Но Мириам не может думать. Её мозг попал в западню, бьется о стену, подобно пчеле у оконного стекла. Может, дело в боли, притупившей способность мыслить. Может, это шок и раны, прыгающие в тандеме и пытающиеся побороть весь мыслительный процесс.

Мириам ищет знак. Если судьба желает, чтобы Мириам отсюда выбралась, она должна дать ей зацепку.

В руке Мириам оживает телефон.

Он звонит и вибрирует. Последнее пугает её настолько, что она готова зашвырнуть телефон подальше в лес, словно это живая граната.

К счастью, Мириам удается подавить этот порыв. Она смотрит на экран.

Фрэнки.

Сердце скачет галопом.

Мириам отвечает на звонок.

— Чего? — интересуется она, пытаясь сымитировать тон Харриет. Похоже, опухшие губы и разбухшее горло весьма этому способствуют.

— Как девчонка? — спрашивает он. Сигнал слабый, но Мириам его слышит.

— Никаких неприятностей, — отвечает она. И немного приукрашивает: — Этот коктейль вырубил её.

Фрэнки молчит.

«Черт! Идиотка. Не стоит приукрашать. Харриет бы не стала».

— Ты в порядке? — подозрительно спрашивает он.

— Я в порядке.

— Ты другая.

— Сказала же: я в порядке.

Еще одна пауза.

— Ты говоришь так, как будто собираешься что-то сделать с девчонкой. Например, сделать больно.

— Не вынуждай меня…

— Ладно! Ладно. Господи, не стоит так нагнетать.

Мириам вздрагивает и решает, что это её единственный шанс.

— Ты где? — интересуется Мириам.

— Мы взяли дальнобойщика. Я и забыл какой он здоровый. Понадобилось две дозы, чтобы его вырубить. Ингерсолл засунул его в Эскалейд, а я возвращаюсь забрать грузовик и сжечь его.

— Куда вы его повезете?

— Ингерсолл притащил свою жукообразную задницу куда-то на высоту. Говорит, что грядет буря, поэтому он хочет использовать всю её мощь и, эмм-м… как он там сказал… прочитать небеса. Мы на маяке, который будут перестраивать. Наверное, соорудят новый… огромный новый маяк. Или что они там, к чертям собачьим, меняют на этих маяках.

— Где находится маяк?

— А что?

«Твою мать! Понятия не имею что!»

Мириам закрывает глаза и делает попытку:

— Я перед тобой не отчитываюсь.

— Извини, — отвечает Фрэнки. — Эм. Барнегат, мне кажется. Остров Лонг-Бич. Где бы это не было, тут воняет дохлой рыбой и медицинскими отходами.

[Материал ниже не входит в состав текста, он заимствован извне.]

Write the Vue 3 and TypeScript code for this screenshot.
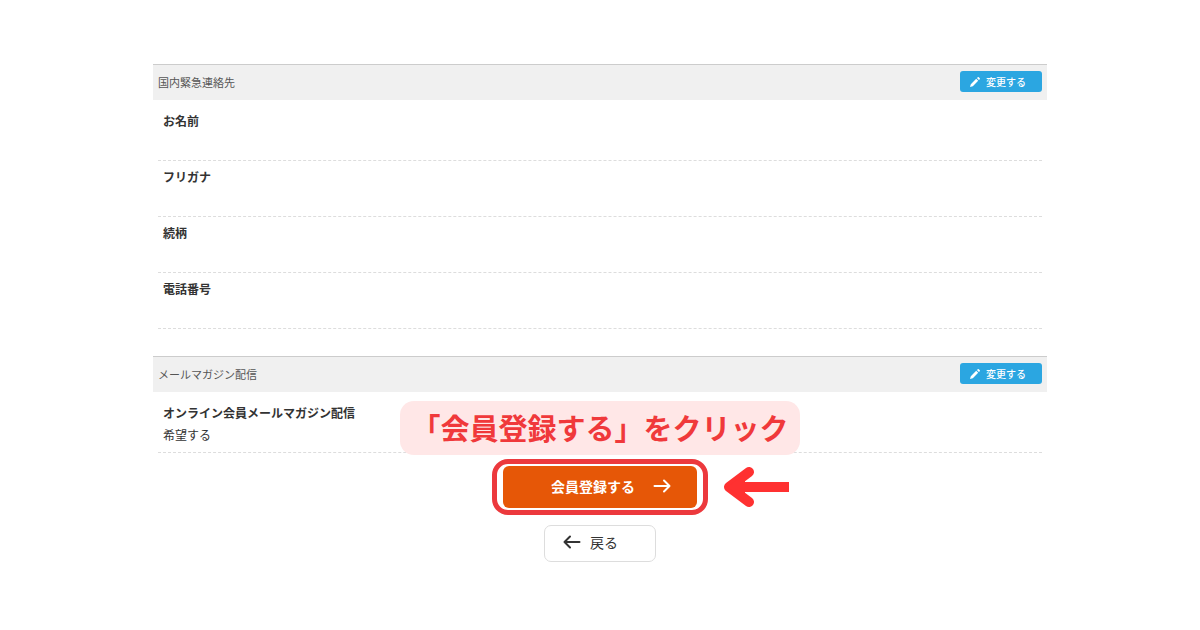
<script setup lang="ts">
interface Field { label: string; value: string }
interface Section { id: string; title: string; fields: Field[] }

const sections: Section[] = [
  {
    id: 'contact',
    title: '国内緊急連絡先',
    fields: [
      { label: 'お名前', value: '' },
      { label: 'フリガナ', value: '' },
      { label: '続柄', value: '' },
      { label: '電話番号', value: '' },
    ],
  },
  {
    id: 'magazine',
    title: 'メールマガジン配信',
    fields: [{ label: 'オンライン会員メールマガジン配信', value: '希望する' }],
  },
]
</script>

<template>
  <main class="page">
    <section v-for="section in sections" :key="section.id" class="section">
      <header class="bar">
        <h2 class="title">{{ section.title }}</h2>
        <button type="button" class="edit">
          <svg class="pencil" viewBox="0 0 12 12" aria-hidden="true">
            <path d="M1 11l.8-2.800 5.400-5.400 2 2-5.400 5.400zM7.900 2.100l.9-.9q.5-.4 1 0l1 1q.4.5 0 1l-.9.9z" />
          </svg>
          変更する
        </button>
      </header>
      <dl class="fields">
        <div v-for="field in section.fields" :key="field.label" class="field">
          <dt>{{ field.label }}</dt>
          <dd>{{ field.value }}</dd>
        </div>
      </dl>
      <p v-if="section.id === 'magazine'" class="callout">「会員登録する」をクリック</p>
    </section>

    <div class="actions">
      <div class="highlight">
        <button type="button" class="submit">
          会員登録する
          <svg class="arrow" viewBox="0 0 18 16" aria-hidden="true">
            <path d="M1.500 8h15M11 2.500L16.500 8 11 13.500" />
          </svg>
        </button>
        <svg class="pointer" viewBox="0 0 68 42" aria-hidden="true">
          <path class="shaft" d="M10 21h56" />
          <path class="head" d="M26 6L6 21l20 15" />
          <path class="tip" d="M4 21L22 8v26z" />
        </svg>
      </div>
      <button type="button" class="back">
        <svg class="arrow" viewBox="0 0 18 16" aria-hidden="true">
          <path d="M16.500 8h-15M7 2.500L1.500 8 7 13.500" />
        </svg>
        戻る
      </button>
    </div>
  </main>
</template>

<style>
body {
  margin: 0;
  background: #fff;
}
</style>

<style scoped>
.page {
  box-sizing: border-box;
  width: 75%;
  padding: 64px 3px 0;
  margin: 0 auto;
  color: #333;
  font-family: "Noto Sans CJK JP", sans-serif;
  font-size: 12px;
  line-height: 22px;
}

.section {
  position: relative;
}

.section + .section {
  margin-top: 27px;
}

.bar {
  display: flex;
  align-items: center;
  justify-content: space-between;
  padding: 6px 5px 8px;
  background: #f0f0f0;
  border-top: 1px solid #ccc;
}

.title {
  margin: 0;
  color: #555;
  font-size: 11px;
  font-weight: 400;
  line-height: 20px;
}

button {
  font-family: inherit;
  cursor: pointer;
}

.edit {
  display: flex;
  align-items: center;
  gap: 5px;
  height: 21px;
  padding: 0 16px 0 9px;
  border: 0;
  border-radius: 3px;
  background: #2ba6e1;
  color: #fff;
  font-size: 10px;
  font-weight: 500;
  line-height: 20px;
}

.pencil {
  width: 12px;
  height: 12px;
  fill: #fff;
}

.fields {
  margin: 0;
  padding: 5px 5px 0;
}

.field {
  padding: 5px 5px 6px;
  border-bottom: 1px dashed #ddd;
}

dt {
  font-weight: 700;
}

dd {
  min-height: 22px;
  margin: 0;
}

.callout {
  box-sizing: border-box;
  position: absolute;
  top: 45px;
  left: 50%;
  width: 400px;
  margin: 0;
  padding-bottom: 2px;
  transform: translateX(-50%);
  border-radius: 14px;
  background: #ffe7e7;
  color: #f0393b;
  font-size: 29px;
  font-weight: 700;
  line-height: 52px;
  text-align: center;
  white-space: nowrap;
}

.actions {
  display: flex;
  flex-direction: column;
  align-items: center;
  gap: 10px;
  padding-top: 6px;
}

.highlight {
  position: relative;
  padding: 2px 6px;
  border: 5px solid #ec393d;
  border-radius: 16px;
}

.submit {
  display: flex;
  align-items: center;
  gap: 18px;
  height: 42px;
  padding: 0 26px 3px 48px;
  border: 0;
  border-radius: 6px;
  background: #e65707;
  color: #fff;
  font-size: 14px;
  font-weight: 700;
}

.arrow {
  width: 18px;
  height: 16px;
  fill: none;
  stroke: currentColor;
  stroke-width: 2;
  stroke-linecap: round;
  stroke-linejoin: round;
}

.pointer {
  position: absolute;
  top: 2px;
  left: calc(100% + 20px);
  width: 68px;
  height: 42px;
  fill: none;
  stroke: #ff3131;
  stroke-width: 10;
}

.head {
  stroke-linecap: round;
  stroke-linejoin: round;
}

.tip {
  fill: #ff3131;
  stroke: none;
}

.back {
  display: flex;
  align-items: center;
  gap: 9px;
  height: 37px;
  padding: 0 37px 3px 18px;
  border: 1px solid #ddd;
  border-radius: 7px;
  background: #fff;
  color: #333;
  font-size: 14px;
}
</style>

— Мне пора. Девка очнулась.

— Поцелуй её за меня, — говорит Фрэнки.

— Не стоит быть таким милым.

Мириам обрывает звонок.

Она держит телефон в руке. Боль всё ещё присутствует в теле девушки — бьет, словно в барабан, — но больше её не беспокоит. Мириам чувствует себя живой. Она существует.

Глубоко вздохнув, она выходит на подъездную дорожку.

Сделав шагов десять, Мириам оборачивается.

Она возвращается в дом буквально на тридцать секунд.

Когда Мириам появляется на улице снова, у неё в одной руке пистолет, в другой — дневник, а мобильный телефон лежит в кармане.

Она уходит.

Глава тридцать шестая

Первый час

Мириам чувствует себя так, словно идет уже несколько часов. Она проверяет телефон и всякий раз видит, что прошло лишь пять минут, а то и меньше.